The adopted architecture was unusual: two parallel reinforced hulls, connected by intermediary structures, creating enormous internal volume and high buoyancy reserve. This allowed it to traverse icy regions, break ice in an emergency, and maintain stability even in extreme conditions.

Extended Autonomy and Life Onboard

The typical mission required weeks — sometimes months — of continuous operation under the ice. Therefore, the Typhoon was designed as a true “submerged ship”, not just a submarine. Its interior included spacious resting areas, larger than standard mess halls, and redundant life support systems.

Operational autonomy exceeding 120 days was not just a number. It represented the real capability to remain invisible, far from ports and outside the range of most enemy sensors, keeping strategic readiness intact.

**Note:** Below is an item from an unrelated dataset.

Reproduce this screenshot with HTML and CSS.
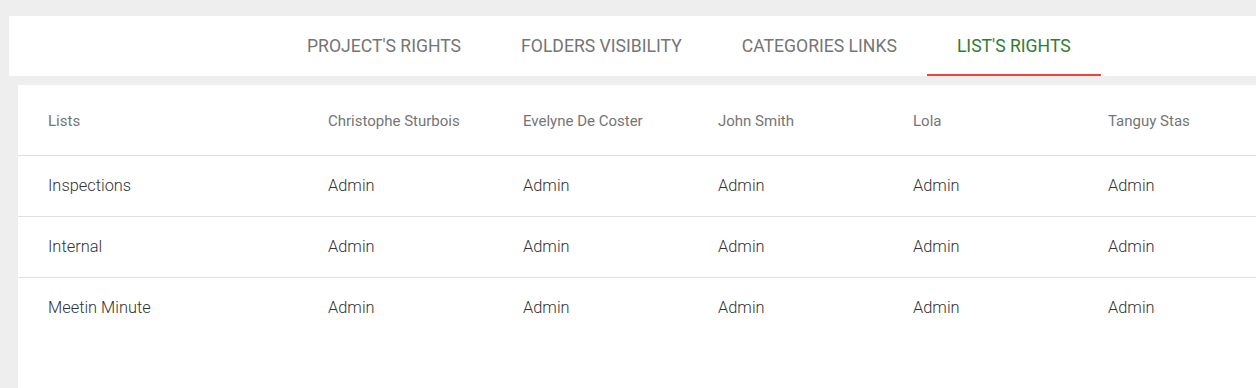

The Missile That Shaped the Submarine

A significant part of the size of the Typhoon can be explained by its main payload: the R-39 ballistic missile, one of the largest SLBMs ever put into service. Each submarine carried 20 missiles, each about 16 meters long, 2.4 meters in diameter, and approximately 84 tons in mass per unit.

The combination of giant missiles and reinforced hull created a system designed to launch strategic weapons from areas covered by ice, something practically unique. The launch itself did not require prolonged exposure: the missile was ejected by gas and only then ignited the engine, reducing structural risks.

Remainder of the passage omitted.